> [YOUR OBJECTIVE]:
Spot every line with the word "that" and return it.

BEGIN INFORMATION PROVIDED

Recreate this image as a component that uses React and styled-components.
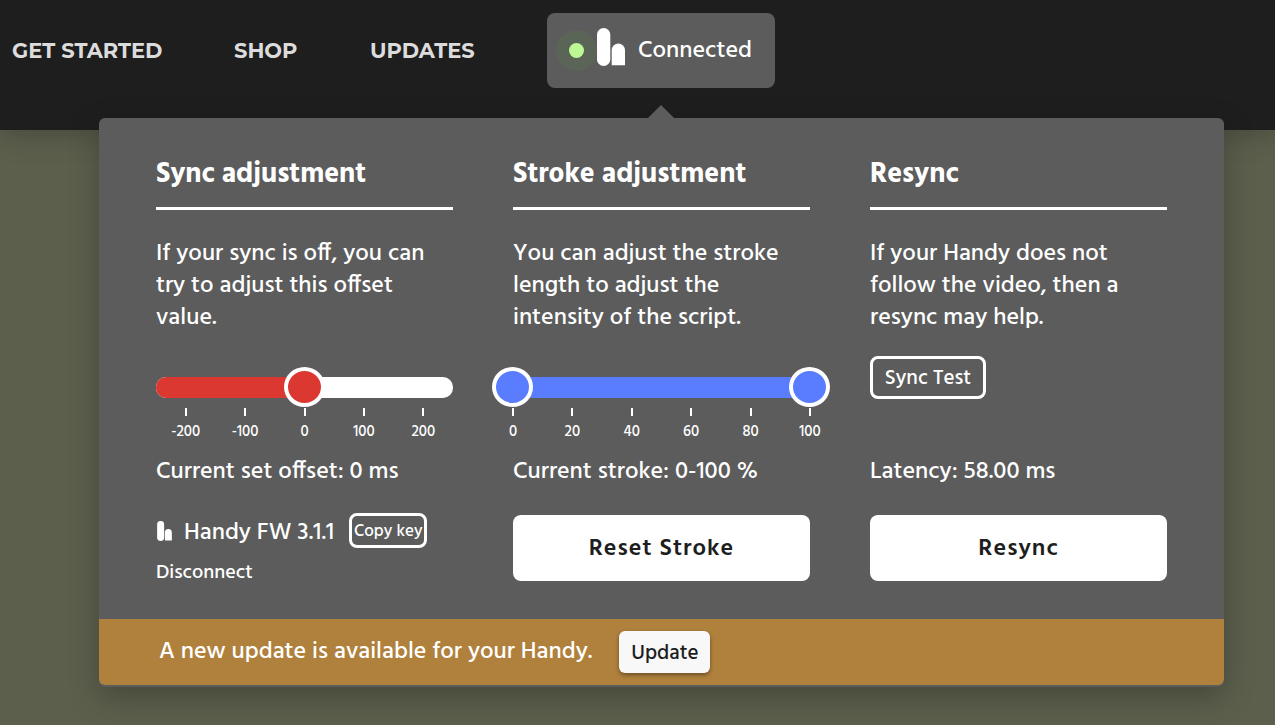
import React, { useState } from "react"
import styled, { createGlobalStyle } from "styled-components"

const Logo = ({ width, height }) => (
    <svg width={width} height={height} viewBox="0 0 28 38" fill="#fff" aria-hidden="true">
        <rect x="0" y="0" width="13.3" height="38" rx="6.6" />
        <path d="M14.7 37.2 V22.2 A6.65 6.8 0 0 1 28 22.2 V37.2 Z" />
    </svg>
)

const Slider = ({ min, max, values, names, color, rail, ticks, wide, onChange }) => {
    const percent = (v) => ((v - min) / (max - min)) * 100
    const from = values.length > 1 ? percent(values[0]) : 0
    const to = percent(values[values.length - 1])
    return (
        <SliderBox>
            <Rail $rail={rail}>
                <Fill $color={color} style={{ marginLeft: `${from}%`, width: `${to - from}%` }} />
            </Rail>
            <Thumbs>
                {values.map((value, i) => (
                    <Range
                        key={names[i]}
                        type="range"
                        aria-label={names[i]}
                        min={min}
                        max={max}
                        value={value}
                        $color={color}
                        onChange={(e) => onChange(i, Number(e.target.value))}
                    />
                ))}
            </Thumbs>
            <Ticks $wide={wide}>
                {ticks.map((tick) => (
                    <Tick key={tick}>{tick}</Tick>
                ))}
            </Ticks>
        </SliderBox>
    )
}

const App = () => {
    const [offset, setOffset] = useState(0)
    const [stroke, setStroke] = useState([0, 100])

    const changeStroke = (i, value) => {
        const next = [...stroke]
        next[i] = value
        if (next[0] <= next[1]) setStroke(next)
    }

    return (
        <>
            <GlobalStyle />
            <Header>
                <Nav>
                    <NavLink href="#start">GET STARTED</NavLink>
                    <NavLink href="#shop">SHOP</NavLink>
                    <NavLink href="#updates">UPDATES</NavLink>
                    <Status>
                        <Halo>
                            <Dot />
                        </Halo>
                        <Logo width={28} height={38} />
                        <StatusText>Connected</StatusText>
                    </Status>
                </Nav>
            </Header>
            <Panel>
                <Arrow />
                <Columns>
                    <Column>
                        <Title>Sync adjustment</Title>
                        <Text>If your sync is off, you can try to adjust this offset value.</Text>
                        <Control>
                            <Slider
                                min={-250}
                                max={250}
                                values={[offset]}
                                names={["Sync offset"]}
                                color="#dc3832"
                                rail="#fff"
                                ticks={[-200, -100, 0, 100, 200]}
                                onChange={(i, value) => setOffset(value)}
                            />
                        </Control>
                        <Current>Current set offset: {offset} ms</Current>
                        <Device>
                            <Logo width={17} height={20} />
                            <DeviceName>Handy FW 3.1.1</DeviceName>
                            <CopyButton>Copy key</CopyButton>
                        </Device>
                        <Disconnect>Disconnect</Disconnect>
                    </Column>
                    <Column>
                        <Title>Stroke adjustment</Title>
                        <Text>You can adjust the stroke length to adjust the intensity of the script.</Text>
                        <Control>
                            <Slider
                                min={0}
                                max={100}
                                values={stroke}
                                names={["Stroke start", "Stroke end"]}
                                color="#5a7dff"
                                rail="#fff"
                                ticks={[0, 20, 40, 60, 80, 100]}
                                wide
                                onChange={changeStroke}
                            />
                        </Control>
                        <Current>Current stroke: {stroke[0]}-{stroke[1]} %</Current>
                        <BigButton onClick={() => setStroke([0, 100])}>Reset Stroke</BigButton>
                    </Column>
                    <Column>
                        <Title>Resync</Title>
                        <Text>If your Handy does not follow the video, then a resync may help.</Text>
                        <Control>
                            <SyncButton>Sync Test</SyncButton>
                        </Control>
                        <Current>Latency: 58.00 ms</Current>
                        <BigButton>Resync</BigButton>
                    </Column>
                </Columns>
                <Notice>
                    <NoticeText>A new update is available for your Handy.</NoticeText>
                    <UpdateButton>Update</UpdateButton>
                </Notice>
            </Panel>
        </>
    )
}
export default App

const GlobalStyle = createGlobalStyle`
    * {
        box-sizing: border-box;
    }
    body {
        margin: 0;
        background: #5c5f4c;
        color: #fff;
        font-family: Hind, "Noto Sans", "Open Sans", sans-serif;
        font-weight: 500;
    }
    button {
        font-family: inherit;
        font-weight: 500;
        cursor: pointer;
    }
    h2, p {
        margin: 0;
    }
`
const Header = styled.header`
    height: 130px;
    padding: 13px 12px;
    background: #1e1e1e;
    box-shadow: 0 0 30px rgba(0, 0, 0, 0.3);
`
const Nav = styled.nav`
    display: grid;
    grid-template-columns: 150px 64px 105px 228px;
    column-gap: 72px;
    align-items: center;
`
const NavLink = styled.a`
    color: #dcdcdc;
    font-family: Montserrat, Inter, sans-serif;
    font-size: 21px;
    font-weight: 700;
    white-space: nowrap;
    text-decoration: none;
`
const Status = styled.button`
    height: 75px;
    padding: 0 0 0 9px;
    display: flex;
    align-items: center;
    border: none;
    border-radius: 8px;
    background: #5c5c5c;
    color: #fff;

    svg {
        margin-bottom: 8px;
    }
`
const Halo = styled.span`
    width: 41px;
    height: 41px;
    display: flex;
    align-items: center;
    justify-content: center;
    border-radius: 50%;
    background: #5a6457;
`
const Dot = styled.span`
    width: 15px;
    height: 15px;
    border-radius: 50%;
    background: #bdf895;
`
const StatusText = styled.span`
    margin-left: 13px;
    font-size: 24px;
`
const Panel = styled.main`
    position: relative;
    margin: -12px 51px 38px 99px;
    padding-bottom: 2px;
    border-radius: 6px;
    background: #5c5c5c;
    box-shadow: 0 10px 30px rgba(0, 0, 0, 0.25);
`
const Arrow = styled.span`
    position: absolute;
    top: -13px;
    left: calc(50% - 14px);
    border: 13px solid transparent;
    border-top: none;
    border-bottom-color: #5c5c5c;
`
const Columns = styled.div`
    display: grid;
    grid-template-columns: repeat(3, 1fr);
    column-gap: 60px;
    padding: 36px 57px 31px;
`
const Column = styled.section`
    min-width: 0;
`
const Title = styled.h2`
    padding-bottom: 11px;
    border-bottom: 3px solid #fff;
    font-size: 28px;
    font-weight: 700;
    line-height: 42px;
`
const Text = styled.p`
    margin-top: 28px;
    padding-right: 20px;
    font-size: 24px;
    line-height: 32px;
`
const Control = styled.div`
    height: 100px;
    margin-top: 22px;
`
const SliderBox = styled.div`
    padding-top: 21px;
`
const Rail = styled.div`
    height: 21px;
    border-radius: 10px;
    background: ${(p) => p.$rail};
    overflow: hidden;
`
const Fill = styled.div`
    height: 21px;
    background: ${(p) => p.$color};
`
const Thumbs = styled.div`
    display: grid;
    margin: -31px -20px 0 -21px;
`
const Range = styled.input`
    grid-area: 1 / 1;
    width: 100%;
    height: 40px;
    margin: 0;
    appearance: none;
    background: transparent;
    pointer-events: none;

    &::-webkit-slider-thumb {
        appearance: none;
        width: 41px;
        height: 40px;
        border: 4px solid #fff;
        border-radius: 50%;
        background: ${(p) => p.$color};
        cursor: pointer;
        pointer-events: auto;
    }
`
const Ticks = styled.div`
    display: flex;
    margin: 0 ${(p) => (p.$wide ? "-10%" : "0")};
    padding-top: 1px;
`
const Tick = styled.span`
    flex: 1;
    display: flex;
    flex-direction: column;
    align-items: center;
    font-size: 15px;
    line-height: 32px;

    &::before {
        content: "";
        width: 2px;
        height: 8px;
        background: #fff;
    }
`
const Current = styled.p`
    font-size: 24px;
    line-height: 32px;
    white-space: nowrap;
`
const Device = styled.div`
    display: flex;
    align-items: center;
    margin-top: 24px;
`
const DeviceName = styled.span`
    margin: 0 15px 0 11px;
    padding-top: 5px;
    font-size: 24px;
    line-height: 32px;
    white-space: nowrap;
`
const OutlineButton = styled.button`
    padding: 2px 0 0;
    border: 3px solid #fff;
    border-radius: 8px;
    background: transparent;
    color: #fff;
    white-space: nowrap;
`
const CopyButton = styled(OutlineButton)`
    width: 78px;
    height: 35px;
    font-size: 17px;
`
const SyncButton = styled(OutlineButton)`
    width: 116px;
    height: 43px;
    font-size: 21px;
`
const Disconnect = styled.button`
    display: block;
    margin-top: 9px;
    padding: 0;
    border: none;
    background: transparent;
    color: #fff;
    font-size: 20px;
    line-height: 30px;
`
const BigButton = styled.button`
    width: 100%;
    height: 66px;
    margin-top: 27px;
    padding: 2px 0 0;
    border: none;
    border-radius: 8px;
    background: #fff;
    color: #1e1e1e;
    font-size: 24px;
    font-weight: 600;
    letter-spacing: 1px;
`
const Notice = styled.div`
    display: flex;
    align-items: center;
    gap: 27px;
    height: 66px;
    padding: 0 60px;
    border-radius: 0 0 6px 6px;
    background: #b0813d;
`
const NoticeText = styled.p`
    font-size: 24px;
    white-space: nowrap;
`
const UpdateButton = styled.button`
    width: 91px;
    height: 42px;
    padding: 2px 0 0;
    border: none;
    border-radius: 6px;
    background: #f8f8f8;
    color: #1e1e1e;
    font-size: 21px;
    box-shadow: 0 2px 4px rgba(0, 0, 0, 0.4);
`
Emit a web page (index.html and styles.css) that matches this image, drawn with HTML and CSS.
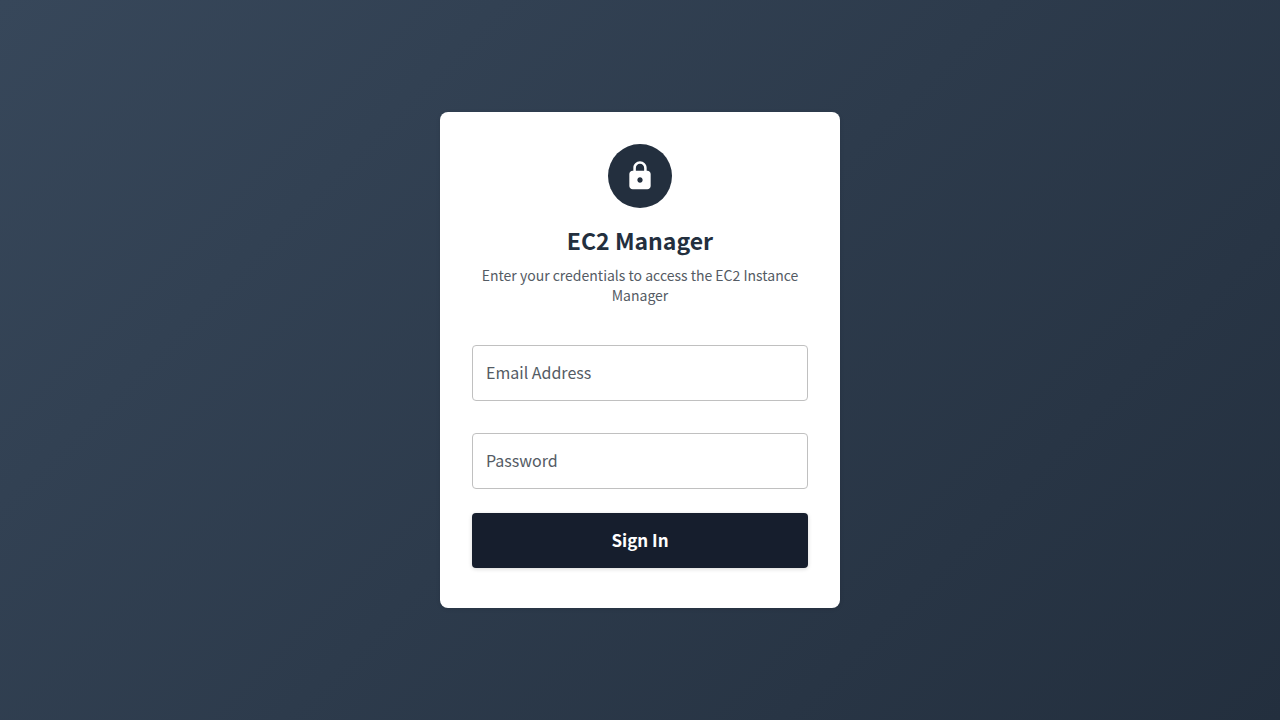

END INFORMATION PROVIDED

> [RESULT]:
Recreate this image as a component that uses React and styled-components.
Emit a web page (index.html and styles.css) that matches this image, drawn with HTML and CSS.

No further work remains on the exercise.